**Stored data:**
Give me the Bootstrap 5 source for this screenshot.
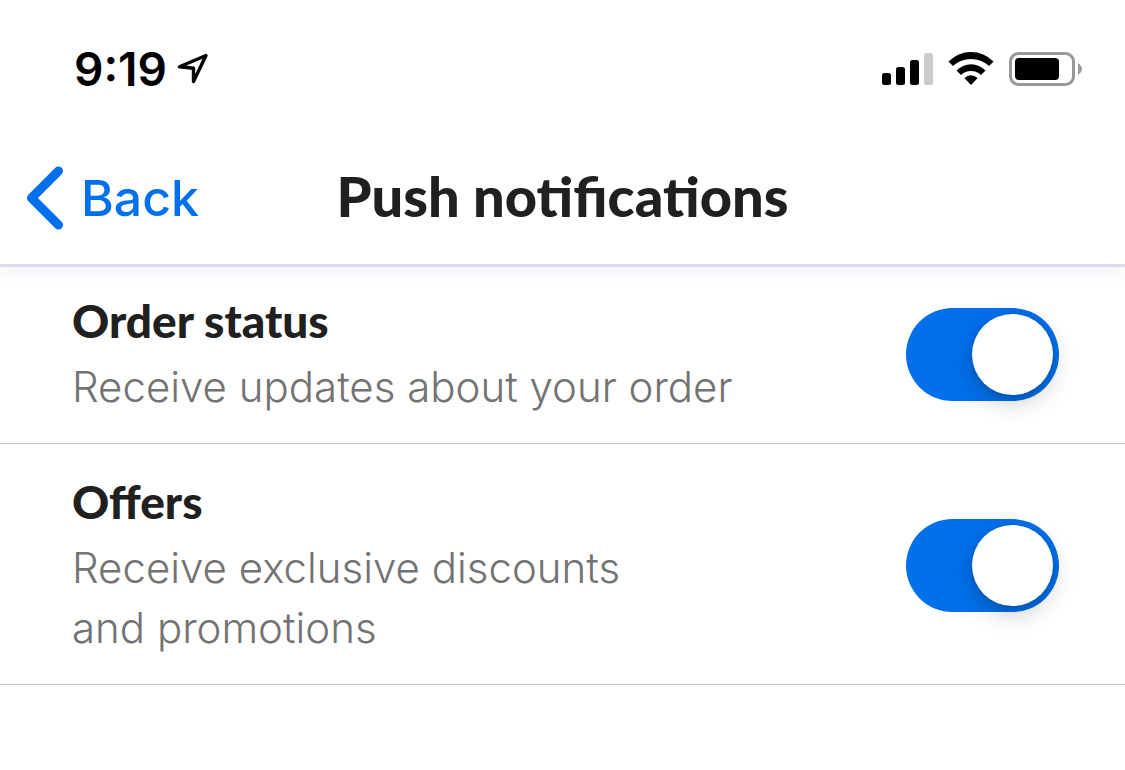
<!DOCTYPE html>
<html lang="en">
<head>
<meta charset="utf-8">
<meta name="viewport" content="width=device-width, initial-scale=1">
<title>Push notifications</title>
<link href="https://cdn.jsdelivr.net/npm/bootstrap@5.3.0/dist/css/bootstrap.min.css" rel="stylesheet">
<style>
  :root { --brand: #0070eb; --ink: #202020; }
  body { font-family: Inter, "Liberation Sans", sans-serif; background: #fff; color: var(--ink); }
  .status-bar { padding: 39px 42px 33px 74px; color: #000; }
  .clock { font-size: 46px; line-height: 60px; font-weight: 600; }
  .app-header { display: grid; grid-template-columns: 1fr auto 1fr; align-items: start; padding: 32px 26px; box-shadow: 0 3px 0 #dddbe8, 0 6px 18px rgba(90, 80, 190, .1); clip-path: inset(0 0 -32px 0); }
  .back-link { font-size: 50px; line-height: 68px; font-weight: 500; color: var(--brand); gap: 18px; }
  .screen-title { font-family: Lato, sans-serif; font-weight: 900; font-size: 56px; line-height: 64px; }
  .settings-list { margin-top: -1px; }
  .setting { padding: 28px 66px 26px 72px; border-bottom: 1px solid #c4c4c4; }
  .setting-name { font-family: Lato, sans-serif; font-weight: 900; font-size: 46px; line-height: 60px; }
  .setting-note { font-size: 42px; line-height: 60px; font-weight: 350; color: #737373; margin-top: 6px; }
  .toggle.form-check-input { display: flex; flex: none; float: none; width: 153px; height: 93px; margin: 0; padding: 6px; border: 0; border-radius: 47px; background: #c8c8c8; }
  .toggle.form-check-input::before { content: ""; width: 81px; height: 81px; border-radius: 50%; background: #fff; box-shadow: 0 8px 24px rgba(0, 0, 0, .2), 0 2px 6px rgba(0, 0, 0, .15); }
  .toggle.form-check-input:checked { background: var(--brand); justify-content: flex-end; }
</style>
</head>
<body>
<div class="status-bar d-flex align-items-center justify-content-between">
  <div class="d-flex align-items-center gap-2">
    <span class="clock">9:19</span>
    <svg width="36" height="36" viewBox="0 0 36 36" fill="none" stroke="#000" stroke-width="3.4" stroke-linejoin="round" aria-hidden="true"><path d="M31 4.500 4.500 15.800 18.500 17.200 18.500 30.500Z"/></svg>
  </div>
  <div class="d-flex align-items-center">
    <svg width="202" height="36" viewBox="0 0 202 36" role="img" aria-label="Signal, Wi-Fi and battery">
      <rect x="1" y="22" width="9" height="12" rx="2.500"/><rect x="15" y="16" width="9" height="18" rx="2.500"/><rect x="29" y="9" width="9" height="25" rx="2.500"/><rect x="43" y="2" width="9" height="32" rx="2.500" fill="#cbcbcb"/>
      <path d="M67.500 10.500A31.500 31.500 0 0 1 112.500 10.500L108 15A26.500 26.500 0 0 0 72 15Z"/>
      <path d="M75.500 19.500A20 20 0 0 1 104.500 19.500L100 24A14.500 14.500 0 0 0 80 24Z"/>
      <path d="M83.300 27Q90 21.500 96.700 27L90 34Z"/>
      <rect x="129.500" y="2.500" width="63" height="31" rx="8" fill="none" stroke="#999" stroke-width="3"/>
      <rect x="134" y="7" width="44" height="22" rx="4"/>
      <path d="M197 12Q205 18 197 24Z" fill="#999"/>
    </svg>
  </div>
</div>
<header class="app-header">
  <a href="#" class="back-link d-flex align-items-center text-decoration-none">
    <svg width="37" height="64" viewBox="0 0 37 64" fill="none" stroke="currentColor" stroke-width="9" stroke-linecap="round" stroke-linejoin="round" aria-hidden="true"><path d="M32.500 5 5.500 32 32.500 59"/></svg>
    <span>Back</span>
  </a>
  <h1 class="screen-title m-0">Push notifications</h1>
</header>
<main class="settings-list">
  <div class="setting d-flex align-items-center justify-content-between">
    <label for="order-status">
      <span class="setting-name d-block">Order status</span>
      <span class="setting-note d-block">Receive updates about your order</span>
    </label>
    <input class="form-check-input toggle" type="checkbox" role="switch" id="order-status" checked>
  </div>
  <div class="setting d-flex align-items-center justify-content-between">
    <label for="offers">
      <span class="setting-name d-block">Offers</span>
      <span class="setting-note d-block">Receive exclusive discounts<br>and promotions</span>
    </label>
    <input class="form-check-input toggle" type="checkbox" role="switch" id="offers" checked>
  </div>
</main>
<script src="https://cdn.jsdelivr.net/npm/bootstrap@5.3.0/dist/js/bootstrap.bundle.min.js"></script>
</body>
</html>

**Set problem:** Take the listing above and restate it word for word, without its pictures.

**The result:**
Give me the Bootstrap 5 source for this screenshot.
<!DOCTYPE html>
<html lang="en">
<head>
<meta charset="utf-8">
<meta name="viewport" content="width=device-width, initial-scale=1">
<title>Push notifications</title>
<link href="https://cdn.jsdelivr.net/npm/bootstrap@5.3.0/dist/css/bootstrap.min.css" rel="stylesheet">
<style>
  :root { --brand: #0070eb; --ink: #202020; }
  body { font-family: Inter, "Liberation Sans", sans-serif; background: #fff; color: var(--ink); }
  .status-bar { padding: 39px 42px 33px 74px; color: #000; }
  .clock { font-size: 46px; line-height: 60px; font-weight: 600; }
  .app-header { display: grid; grid-template-columns: 1fr auto 1fr; align-items: start; padding: 32px 26px; box-shadow: 0 3px 0 #dddbe8, 0 6px 18px rgba(90, 80, 190, .1); clip-path: inset(0 0 -32px 0); }
  .back-link { font-size: 50px; line-height: 68px; font-weight: 500; color: var(--brand); gap: 18px; }
  .screen-title { font-family: Lato, sans-serif; font-weight: 900; font-size: 56px; line-height: 64px; }
  .settings-list { margin-top: -1px; }
  .setting { padding: 28px 66px 26px 72px; border-bottom: 1px solid #c4c4c4; }
  .setting-name { font-family: Lato, sans-serif; font-weight: 900; font-size: 46px; line-height: 60px; }
  .setting-note { font-size: 42px; line-height: 60px; font-weight: 350; color: #737373; margin-top: 6px; }
  .toggle.form-check-input { display: flex; flex: none; float: none; width: 153px; height: 93px; margin: 0; padding: 6px; border: 0; border-radius: 47px; background: #c8c8c8; }
  .toggle.form-check-input::before { content: ""; width: 81px; height: 81px; border-radius: 50%; background: #fff; box-shadow: 0 8px 24px rgba(0, 0, 0, .2), 0 2px 6px rgba(0, 0, 0, .15); }
  .toggle.form-check-input:checked { background: var(--brand); justify-content: flex-end; }
</style>
</head>
<body>
<div class="status-bar d-flex align-items-center justify-content-between">
  <div class="d-flex align-items-center gap-2">
    <span class="clock">9:19</span>
    <svg width="36" height="36" viewBox="0 0 36 36" fill="none" stroke="#000" stroke-width="3.4" stroke-linejoin="round" aria-hidden="true"><path d="M31 4.500 4.500 15.800 18.500 17.200 18.500 30.500Z"/></svg>
  </div>
  <div class="d-flex align-items-center">
    <svg width="202" height="36" viewBox="0 0 202 36" role="img" aria-label="Signal, Wi-Fi and battery">
      <rect x="1" y="22" width="9" height="12" rx="2.500"/><rect x="15" y="16" width="9" height="18" rx="2.500"/><rect x="29" y="9" width="9" height="25" rx="2.500"/><rect x="43" y="2" width="9" height="32" rx="2.500" fill="#cbcbcb"/>
      <path d="M67.500 10.500A31.500 31.500 0 0 1 112.500 10.500L108 15A26.500 26.500 0 0 0 72 15Z"/>
      <path d="M75.500 19.500A20 20 0 0 1 104.500 19.500L100 24A14.500 14.500 0 0 0 80 24Z"/>
      <path d="M83.300 27Q90 21.500 96.700 27L90 34Z"/>
      <rect x="129.500" y="2.500" width="63" height="31" rx="8" fill="none" stroke="#999" stroke-width="3"/>
      <rect x="134" y="7" width="44" height="22" rx="4"/>
      <path d="M197 12Q205 18 197 24Z" fill="#999"/>
    </svg>
  </div>
</div>
<header class="app-header">
  <a href="#" class="back-link d-flex align-items-center text-decoration-none">
    <svg width="37" height="64" viewBox="0 0 37 64" fill="none" stroke="currentColor" stroke-width="9" stroke-linecap="round" stroke-linejoin="round" aria-hidden="true"><path d="M32.500 5 5.500 32 32.500 59"/></svg>
    <span>Back</span>
  </a>
  <h1 class="screen-title m-0">Push notifications</h1>
</header>
<main class="settings-list">
  <div class="setting d-flex align-items-center justify-content-between">
    <label for="order-status">
      <span class="setting-name d-block">Order status</span>
      <span class="setting-note d-block">Receive updates about your order</span>
    </label>
    <input class="form-check-input toggle" type="checkbox" role="switch" id="order-status" checked>
  </div>
  <div class="setting d-flex align-items-center justify-content-between">
    <label for="offers">
      <span class="setting-name d-block">Offers</span>
      <span class="setting-note d-block">Receive exclusive discounts<br>and promotions</span>
    </label>
    <input class="form-check-input toggle" type="checkbox" role="switch" id="offers" checked>
  </div>
</main>
<script src="https://cdn.jsdelivr.net/npm/bootstrap@5.3.0/dist/js/bootstrap.bundle.min.js"></script>
</body>
</html>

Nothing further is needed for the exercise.